Wearing 100-lb. bomb-protection suits (in 100-degree weather in Iraq!), the bomb defuser's job is to locate the IEDs and render them harmless, or, if not, to blow them up in a way that will do no damage to U.S. forces. The bomb defusers sometimes die when things go wrong.

Given the dangers faced by this squad, there is no let-up in the tension. The least mistake and they're lying in pieces in the sand. My stomach was tied in knots for most of the movie, which I saw many months ago when the film opened here in San Francisco.

P.T.S.D. AND BOREDOM

I keep telling my wife (who doesn't want to see it) that the occasional violence in the movie is not the point of "The Hurt Locker."

What the movie really is about is how these gung-ho warriors deal with the tension and threats of destruction they face every moment they are in Iraq.

It's also about the adrenalin high they're on and what happens when these warriors get back home and have to deal with the relative quiet of suburban peacetime. It's not a pretty picture and, like the lead character in the movie (played brilliantly by Jeremy Renner, who deserved an Oscar), many want to return to the war zone as soon as they can. That's the environment in which these warriors thrive.

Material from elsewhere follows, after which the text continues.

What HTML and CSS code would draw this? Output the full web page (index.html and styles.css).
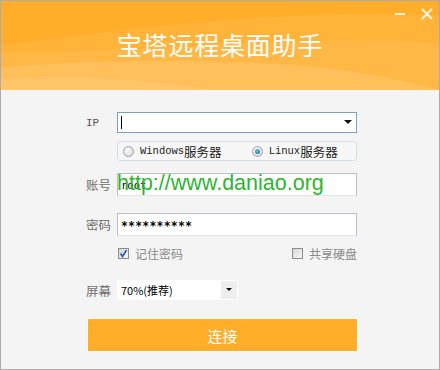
FILE: index.html
```html
<!DOCTYPE html>
<html lang="zh">
<head>
<meta charset="utf-8">
<link rel="stylesheet" href="styles.css">
</head>
<body>
<div class="window">
  <header class="header">
    <svg class="waves" width="438" height="89" viewBox="0 0 438 89" preserveAspectRatio="none">
      <rect width="438" height="89" fill="#ffae29"/>
      <path d="M0 44 C120 30 260 8 438 14 L438 89 L0 89 Z" fill="#ffffff" fill-opacity="0.07"/>
      <path d="M0 52 C110 50 200 44 300 40 C360 38 410 40 438 42 L438 89 L0 89 Z" fill="#ffffff" fill-opacity="0.07"/>
      <path d="M0 66 C80 60 160 58 260 62 C340 66 400 78 438 89 L0 89 Z" fill="#ffffff" fill-opacity="0.12"/>
      <path d="M0 78 C60 74 140 76 210 89 L0 89 Z" fill="#ffffff" fill-opacity="0.08"/>
    </svg>
    <div class="controls">
      <span class="min"></span>
      <svg class="close" width="12" height="12" viewBox="0 0 12 12"><path d="M1 1 L11 11 M11 1 L1 11" stroke="#fff5e0" stroke-width="2"/></svg>
    </div>
    <h1 class="title">宝塔远程桌面助手</h1>
  </header>
  <main class="form">
    <div class="row row-ip">
      <span class="label lat">IP</span>
      <div class="field combo">
        <span class="caret"></span>
        <span class="arrow"></span>
      </div>
    </div>
    <div class="row row-radio">
      <span class="label"></span>
      <div class="field radios">
        <span class="radio-item"><span class="radio"></span><span class="lat">Windows</span>服务器</span>
        <span class="radio-item second"><span class="radio checked"></span><span class="lat">Linux</span>服务器</span>
      </div>
    </div>
    <div class="row row-acc">
      <span class="label">账号</span>
      <div class="field text"><span class="mono">root</span></div>
      <span class="watermark">http://www.daniao.org</span>
    </div>
    <div class="row row-pwd">
      <span class="label">密码</span>
      <div class="field text"><span class="mono stars">**********</span></div>
    </div>
    <div class="row row-check">
      <span class="label"></span>
      <div class="field checks">
        <span class="check-item"><span class="box checked"><svg width="9" height="9" viewBox="0 0 9 9"><path d="M1.5 4.5 L3.5 7.5 L7.5 1" stroke="#2b56b8" stroke-width="1.6" fill="none"/></svg></span>记住密码</span>
        <span class="check-item"><span class="box"></span>共享硬盘</span>
      </div>
    </div>
    <div class="row row-screen">
      <span class="label">屏幕</span>
      <div class="select">
        <span class="select-val">70%(推荐)</span>
        <span class="select-btn"><span class="arrow small"></span></span>
      </div>
    </div>
    <button class="connect">连接</button>
  </main>
</div>
</body>
</html>
```
FILE: styles.css
```css
* { box-sizing: border-box; }
html, body { margin: 0; padding: 0; }
body { width: 440px; height: 370px; overflow: hidden; font-family: "Noto Sans CJK SC", "Noto Sans", sans-serif; }
.window {
  width: 440px; height: 370px;
  border: 1px solid #acacac;
  background: #f4f4f4;
  display: flex; flex-direction: column;
}
.header {
  position: relative;
  height: 89px;
  flex: none;
  display: flex; align-items: center; justify-content: center;
}
.waves { position: absolute; left: 0; top: 0; }
.controls {
  position: absolute; right: 6px; top: 7px;
  display: flex; align-items: center; gap: 16px;
}
.min { width: 10px; height: 2px; background: #fff5e0; margin-top: 0; }
.close { display: block; }
.title {
  position: relative;
  margin: 0; margin-top: -4px;
  font-size: 25px; font-weight: 400; color: #fff;
  letter-spacing: 0.8px;
  line-height: 30px;
}
.form {
  padding-left: 85px;
  display: flex; flex-direction: column;
}
.row { display: flex; align-items: center; position: relative; }
.label { width: 31px; flex: none; font-size: 12.5px; color: #6f6f6f; }
.label.lat { font-family: "Liberation Mono", monospace; font-size: 11px; color: #555; }
.field { width: 240px; background: #fff; position: relative; }
.row-ip { margin-top: 22px; height: 21px; }
.combo { height: 21px; border: 1px solid #7a9fc8; display: flex; align-items: center; }
.caret { width: 1px; height: 13px; background: #000; margin-left: 3px; }
.arrow {
  position: absolute; right: 4px; top: 7px;
  width: 0; height: 0;
  border-left: 4px solid transparent; border-right: 4px solid transparent;
  border-top: 4px solid #111;
}
.row-radio { margin-top: 8px; height: 20px; }
.radios {
  height: 20px; border: 1px solid #d6dee8; border-radius: 3px;
  background: #f7f7f7;
  display: flex; align-items: center; padding-left: 5px;
  font-size: 12.5px; color: #222;
}
.radio-item { display: flex; align-items: center; }
.radio-item.second { margin-left: 30px; }
.lat { font-family: "Liberation Mono", monospace; font-size: 10.5px; }
.radio {
  width: 11px; height: 11px; border-radius: 50%;
  border: 1px solid #a0a0a0;
  background: radial-gradient(circle at 40% 35%, #fafafa, #d4d4d4);
  margin-right: 6px; position: relative;
}
.radio.checked::after {
  content: ""; position: absolute; left: 2px; top: 2px;
  width: 5px; height: 5px; border-radius: 50%;
  background: radial-gradient(circle at 40% 35%, #6fc0ee, #1a5d9a);
}
.row-acc { margin-top: 12px; height: 23px; }
.row-pwd { margin-top: 17px; height: 23px; }
.text {
  height: 23px; border: 1px solid #b9bfc8; border-bottom-color: #dfe4ea;
  display: flex; align-items: center; padding-left: 3px;
}
.mono { font-family: "DejaVu Sans Mono", monospace; font-size: 10.5px; color: #000; }
.stars { font-size: 11.5px; font-weight: bold; letter-spacing: 0.2px; margin-top: 3px; }
.watermark {
  position: absolute; left: 31px; top: -4px;
  font-family: "Liberation Sans", Arial, sans-serif;
  font-size: 21.5px; color: #2eb52e; white-space: nowrap;
  line-height: 28px;
}
.row-check { margin-top: 11px; height: 12px; }
.checks {
  background: transparent;
  display: flex; justify-content: space-between; align-items: center;
  font-size: 12px; color: #8a8a8a;
}
.check-item { display: flex; align-items: center; }
.box {
  width: 11px; height: 11px; border: 1px solid #8c8c8c;
  background: linear-gradient(135deg, #d8d8d8, #f6f6f6);
  margin-left: 1px; margin-right: 6px;
  display: flex; align-items: center; justify-content: center;
}
.box svg { display: block; }
.row-screen { margin-top: 21px; height: 20px; }
.select {
  width: 121px; height: 20px; background: #fff;
  display: flex; align-items: center; position: relative;
}
.select-val { font-family: "Noto Sans CJK SC", sans-serif; font-size: 11px; color: #000; padding-left: 4px; flex: 1; }
.select-btn { width: 16px; height: 18px; background: #eeeeee; margin-right: 1px; position: relative; }
.arrow.small { right: 5px; top: 7px; border-left-width: 3px; border-right-width: 3px; border-top-width: 3px; }
.connect {
  margin-top: 18px; margin-left: 1px;
  width: 271px; height: 34px;
  background: #ffae29; border: 1px solid #fff;
  color: #fff; font-family: "Noto Sans CJK SC", sans-serif; font-size: 15px;
  padding: 0; cursor: pointer;
}
```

DEFUSING RIGHT-WING CRITICS

I found director Kathryn Bigelow's remarks at the Oscar Awards ceremony a bit puzzling. She went out of her way at least twice to shower U.S. troops in Iraq and Afghanistan with glory and praise. Methinks she doth protest too much. Why? I can only offer some reasonable speculation:

With its Best Picture award, there is no doubt that this small, independent film will be snapped up for widespread, mainstream exhibition in multiplexes around the country. There already had been a low-key, word-of-mouth campaign from the far-right to denigrate "The Hurt Locker" as insufficiently patriotic. Better to try to head that one off early, to get middle-American butts on the movie-house seats.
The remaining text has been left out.